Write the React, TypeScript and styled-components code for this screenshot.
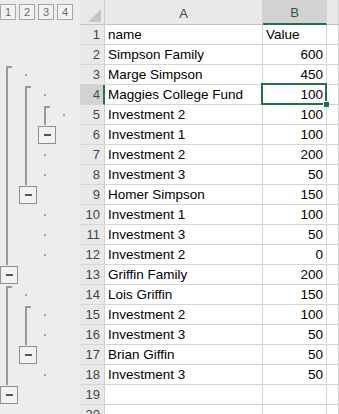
import React, { FC, Fragment } from 'react'
import styled, { createGlobalStyle } from 'styled-components'

type Slot = 'empty' | 'start' | 'line' | 'dot' | 'button'

const GlobalStyle = createGlobalStyle`
  html, body {
    margin: 0;
    padding: 0;
    background: #ffffff;
    overflow: hidden;
  }
  body {
    font-family: "Liberation Sans", Arial, sans-serif;
  }
`

const Page = styled.div`
  display: flex;
  width: 339px;
  height: 414px;
  overflow: hidden;
`

const OutlinePanel = styled.div`
  width: 80px;
  flex: none;
  background: #ededed;
  display: flex;
  flex-direction: column;
`

const LevelBar = styled.div`
  height: 25px;
  flex: none;
  display: flex;
  gap: 3px;
  padding-top: 4px;
  box-sizing: border-box;
`

const LevelButton = styled.div`
  width: 16px;
  height: 16px;
  box-sizing: border-box;
  border: 1px solid #a6a6a6;
  background: #f2f2f2;
  color: #6a6a6a;
  font-size: 11px;
  line-height: 14px;
  text-align: center;
`

const OutlineRow = styled.div`
  height: 20px;
  flex: none;
  display: grid;
  grid-template-columns: repeat(4, 19px);
`

const SlotCell = styled.div`
  display: flex;
  align-items: stretch;
  height: 20px;
`

const VLine = styled.span`
  margin-left: 6px;
  width: 2px;
  background: #9a9a9a;
`

const Bracket = styled.span`
  margin-left: 6px;
  margin-top: 1px;
  width: 6px;
  box-sizing: border-box;
  border-left: 2px solid #9a9a9a;
  border-top: 2px solid #9a9a9a;
`

const Dot = styled.span`
  margin-left: 6px;
  align-self: center;
  width: 2px;
  height: 2px;
  background: #a3a3a3;
`

const MinusBox = styled.span`
  align-self: center;
  width: 18px;
  height: 18px;
  box-sizing: border-box;
  border: 1px solid #8f8f8f;
  background: #f2f2f2;
  display: flex;
  align-items: center;
  justify-content: center;
  &::before {
    content: '';
    width: 7px;
    height: 2px;
    background: #555555;
  }
`

const Sheet = styled.div`
  flex: 1;
  display: grid;
  grid-template-columns: 25px 158px 64px 1fr;
  grid-template-rows: 25px;
  grid-auto-rows: 20px;
  font-size: 13.5px;
  color: #000000;
`

const Corner = styled.div`
  background: #e9e9e9;
  border-right: 1px solid #d0d0d0;
  border-bottom: 1px solid #c4c4c4;
  box-sizing: border-box;
  display: flex;
  align-items: flex-end;
  justify-content: flex-end;
  padding: 0 3px 2px 0;
  &::after {
    content: '';
    width: 0;
    height: 0;
    border-left: 13px solid transparent;
    border-bottom: 13px solid #c6c6c6;
  }
`

const ColHeader = styled.div<{ $selected?: boolean }>`
  background: ${(p) => (p.$selected ? '#d2d2d2' : '#e9e9e9')};
  color: ${(p) => (p.$selected ? '#1f5e3b' : '#444444')};
  border-right: 1px solid #d0d0d0;
  border-bottom: ${(p) => (p.$selected ? '2px solid #217346' : '1px solid #c4c4c4')};
  box-sizing: border-box;
  display: flex;
  align-items: center;
  justify-content: center;
  font-size: 13px;
  padding-top: 2px;
`

const RowHeader = styled.div<{ $selected?: boolean }>`
  background: ${(p) => (p.$selected ? '#d2d2d2' : '#e9e9e9')};
  color: ${(p) => (p.$selected ? '#1f5e3b' : '#444444')};
  border-right: ${(p) => (p.$selected ? '2px solid #217346' : '1px solid #d0d0d0')};
  border-bottom: 1px solid #d6d6d6;
  box-sizing: border-box;
  text-align: right;
  padding-right: ${(p) => (p.$selected ? '3px' : '4px')};
  font-size: 13px;
  line-height: 19px;
`

const Cell = styled.div<{ $align?: 'left' | 'right'; $active?: boolean }>`
  position: relative;
  border-right: 1px solid #d4d4d4;
  border-bottom: 1px solid #d4d4d4;
  box-sizing: border-box;
  text-align: ${(p) => p.$align || 'left'};
  padding: 0 3px;
  line-height: 19px;
  white-space: nowrap;
  overflow: visible;
  ${(p) =>
    p.$active &&
    `
    &::before {
      content: '';
      position: absolute;
      top: -2px;
      left: -2px;
      right: -1px;
      bottom: -1px;
      border: 2px solid #217346;
      z-index: 1;
    }
    &::after {
      content: '';
      position: absolute;
      right: -3px;
      bottom: -3px;
      width: 5px;
      height: 5px;
      background: #217346;
      border-left: 1px solid #ffffff;
      border-top: 1px solid #ffffff;
      z-index: 2;
    }
  `}
`

const rows: [string, string | number | null][] = [
  ['name', 'Value'],
  ['Simpson Family', 600],
  ['Marge Simpson', 450],
  ['Maggies College Fund', 100],
  ['Investment 2', 100],
  ['Investment 1', 100],
  ['Investment 2', 200],
  ['Investment 3', 50],
  ['Homer Simpson', 150],
  ['Investment 1', 100],
  ['Investment 3', 50],
  ['Investment 2', 0],
  ['Griffin Family', 200],
  ['Lois Griffin', 150],
  ['Investment 2', 100],
  ['Investment 3', 50],
  ['Brian Giffin', 50],
  ['Investment 3', 50],
  ['', null],
  ['', null],
]

// one string per row, one char per outline level
// s = bracket start, | = line, o = dot, b = collapse button
const outline = [
  '    ', '    ', 'so  ', '|so ', '||so', '||b ', '||o ', '||o ', '|b  ', '| o ',
  '| o ', '| o ', 'b   ', 'so  ', '|so ', '||o ', '|b  ', '| o ', 'b   ', '    ',
]

const slotKind = (c: string): Slot =>
  c === 's' ? 'start' : c === '|' ? 'line' : c === 'o' ? 'dot' : c === 'b' ? 'button' : 'empty'

const OutlineSlot: FC<{ kind: Slot }> = ({ kind }) => (
  <SlotCell>
    {kind === 'start' && <Bracket />}
    {kind === 'line' && <VLine />}
    {kind === 'dot' && <Dot />}
    {kind === 'button' && <MinusBox />}
  </SlotCell>
)

const App: FC = () => {
  return (
    <Fragment>
      <GlobalStyle />
      <Page>
        <OutlinePanel>
          <LevelBar>
            {[1, 2, 3, 4].map((n) => (
              <LevelButton key={n}>{n}</LevelButton>
            ))}
          </LevelBar>
          {outline.map((line, i) => (
            <OutlineRow key={i}>
              {line.split('').map((c, j) => (
                <OutlineSlot key={j} kind={slotKind(c)} />
              ))}
            </OutlineRow>
          ))}
        </OutlinePanel>
        <Sheet>
          <Corner />
          <ColHeader>A</ColHeader>
          <ColHeader $selected>B</ColHeader>
          <ColHeader />
          {rows.map(([name, value], i) => (
            <Fragment key={i}>
              <RowHeader $selected={i === 3}>{i + 1}</RowHeader>
              <Cell>{name}</Cell>
              <Cell $align={typeof value === 'number' ? 'right' : 'left'} $active={i === 3}>
                {value}
              </Cell>
              <Cell />
            </Fragment>
          ))}
        </Sheet>
      </Page>
    </Fragment>
  )
}

export default App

Do this: Skip the images and write out the rest of the listing exactly.

Solution for this exercise:
Write the React, TypeScript and styled-components code for this screenshot.
import React, { FC, Fragment } from 'react'
import styled, { createGlobalStyle } from 'styled-components'

type Slot = 'empty' | 'start' | 'line' | 'dot' | 'button'

const GlobalStyle = createGlobalStyle`
  html, body {
    margin: 0;
    padding: 0;
    background: #ffffff;
    overflow: hidden;
  }
  body {
    font-family: "Liberation Sans", Arial, sans-serif;
  }
`

const Page = styled.div`
  display: flex;
  width: 339px;
  height: 414px;
  overflow: hidden;
`

const OutlinePanel = styled.div`
  width: 80px;
  flex: none;
  background: #ededed;
  display: flex;
  flex-direction: column;
`

const LevelBar = styled.div`
  height: 25px;
  flex: none;
  display: flex;
  gap: 3px;
  padding-top: 4px;
  box-sizing: border-box;
`

const LevelButton = styled.div`
  width: 16px;
  height: 16px;
  box-sizing: border-box;
  border: 1px solid #a6a6a6;
  background: #f2f2f2;
  color: #6a6a6a;
  font-size: 11px;
  line-height: 14px;
  text-align: center;
`

const OutlineRow = styled.div`
  height: 20px;
  flex: none;
  display: grid;
  grid-template-columns: repeat(4, 19px);
`

const SlotCell = styled.div`
  display: flex;
  align-items: stretch;
  height: 20px;
`

const VLine = styled.span`
  margin-left: 6px;
  width: 2px;
  background: #9a9a9a;
`

const Bracket = styled.span`
  margin-left: 6px;
  margin-top: 1px;
  width: 6px;
  box-sizing: border-box;
  border-left: 2px solid #9a9a9a;
  border-top: 2px solid #9a9a9a;
`

const Dot = styled.span`
  margin-left: 6px;
  align-self: center;
  width: 2px;
  height: 2px;
  background: #a3a3a3;
`

const MinusBox = styled.span`
  align-self: center;
  width: 18px;
  height: 18px;
  box-sizing: border-box;
  border: 1px solid #8f8f8f;
  background: #f2f2f2;
  display: flex;
  align-items: center;
  justify-content: center;
  &::before {
    content: '';
    width: 7px;
    height: 2px;
    background: #555555;
  }
`

const Sheet = styled.div`
  flex: 1;
  display: grid;
  grid-template-columns: 25px 158px 64px 1fr;
  grid-template-rows: 25px;
  grid-auto-rows: 20px;
  font-size: 13.5px;
  color: #000000;
`

const Corner = styled.div`
  background: #e9e9e9;
  border-right: 1px solid #d0d0d0;
  border-bottom: 1px solid #c4c4c4;
  box-sizing: border-box;
  display: flex;
  align-items: flex-end;
  justify-content: flex-end;
  padding: 0 3px 2px 0;
  &::after {
    content: '';
    width: 0;
    height: 0;
    border-left: 13px solid transparent;
    border-bottom: 13px solid #c6c6c6;
  }
`

const ColHeader = styled.div<{ $selected?: boolean }>`
  background: ${(p) => (p.$selected ? '#d2d2d2' : '#e9e9e9')};
  color: ${(p) => (p.$selected ? '#1f5e3b' : '#444444')};
  border-right: 1px solid #d0d0d0;
  border-bottom: ${(p) => (p.$selected ? '2px solid #217346' : '1px solid #c4c4c4')};
  box-sizing: border-box;
  display: flex;
  align-items: center;
  justify-content: center;
  font-size: 13px;
  padding-top: 2px;
`

const RowHeader = styled.div<{ $selected?: boolean }>`
  background: ${(p) => (p.$selected ? '#d2d2d2' : '#e9e9e9')};
  color: ${(p) => (p.$selected ? '#1f5e3b' : '#444444')};
  border-right: ${(p) => (p.$selected ? '2px solid #217346' : '1px solid #d0d0d0')};
  border-bottom: 1px solid #d6d6d6;
  box-sizing: border-box;
  text-align: right;
  padding-right: ${(p) => (p.$selected ? '3px' : '4px')};
  font-size: 13px;
  line-height: 19px;
`

const Cell = styled.div<{ $align?: 'left' | 'right'; $active?: boolean }>`
  position: relative;
  border-right: 1px solid #d4d4d4;
  border-bottom: 1px solid #d4d4d4;
  box-sizing: border-box;
  text-align: ${(p) => p.$align || 'left'};
  padding: 0 3px;
  line-height: 19px;
  white-space: nowrap;
  overflow: visible;
  ${(p) =>
    p.$active &&
    `
    &::before {
      content: '';
      position: absolute;
      top: -2px;
      left: -2px;
      right: -1px;
      bottom: -1px;
      border: 2px solid #217346;
      z-index: 1;
    }
    &::after {
      content: '';
      position: absolute;
      right: -3px;
      bottom: -3px;
      width: 5px;
      height: 5px;
      background: #217346;
      border-left: 1px solid #ffffff;
      border-top: 1px solid #ffffff;
      z-index: 2;
    }
  `}
`

const rows: [string, string | number | null][] = [
  ['name', 'Value'],
  ['Simpson Family', 600],
  ['Marge Simpson', 450],
  ['Maggies College Fund', 100],
  ['Investment 2', 100],
  ['Investment 1', 100],
  ['Investment 2', 200],
  ['Investment 3', 50],
  ['Homer Simpson', 150],
  ['Investment 1', 100],
  ['Investment 3', 50],
  ['Investment 2', 0],
  ['Griffin Family', 200],
  ['Lois Griffin', 150],
  ['Investment 2', 100],
  ['Investment 3', 50],
  ['Brian Giffin', 50],
  ['Investment 3', 50],
  ['', null],
  ['', null],
]

// one string per row, one char per outline level
// s = bracket start, | = line, o = dot, b = collapse button
const outline = [
  '    ', '    ', 'so  ', '|so ', '||so', '||b ', '||o ', '||o ', '|b  ', '| o ',
  '| o ', '| o ', 'b   ', 'so  ', '|so ', '||o ', '|b  ', '| o ', 'b   ', '    ',
]

const slotKind = (c: string): Slot =>
  c === 's' ? 'start' : c === '|' ? 'line' : c === 'o' ? 'dot' : c === 'b' ? 'button' : 'empty'

const OutlineSlot: FC<{ kind: Slot }> = ({ kind }) => (
  <SlotCell>
    {kind === 'start' && <Bracket />}
    {kind === 'line' && <VLine />}
    {kind === 'dot' && <Dot />}
    {kind === 'button' && <MinusBox />}
  </SlotCell>
)

const App: FC = () => {
  return (
    <Fragment>
      <GlobalStyle />
      <Page>
        <OutlinePanel>
          <LevelBar>
            {[1, 2, 3, 4].map((n) => (
              <LevelButton key={n}>{n}</LevelButton>
            ))}
          </LevelBar>
          {outline.map((line, i) => (
            <OutlineRow key={i}>
              {line.split('').map((c, j) => (
                <OutlineSlot key={j} kind={slotKind(c)} />
              ))}
            </OutlineRow>
          ))}
        </OutlinePanel>
        <Sheet>
          <Corner />
          <ColHeader>A</ColHeader>
          <ColHeader $selected>B</ColHeader>
          <ColHeader />
          {rows.map(([name, value], i) => (
            <Fragment key={i}>
              <RowHeader $selected={i === 3}>{i + 1}</RowHeader>
              <Cell>{name}</Cell>
              <Cell $align={typeof value === 'number' ? 'right' : 'left'} $active={i === 3}>
                {value}
              </Cell>
              <Cell />
            </Fragment>
          ))}
        </Sheet>
      </Page>
    </Fragment>
  )
}

export default App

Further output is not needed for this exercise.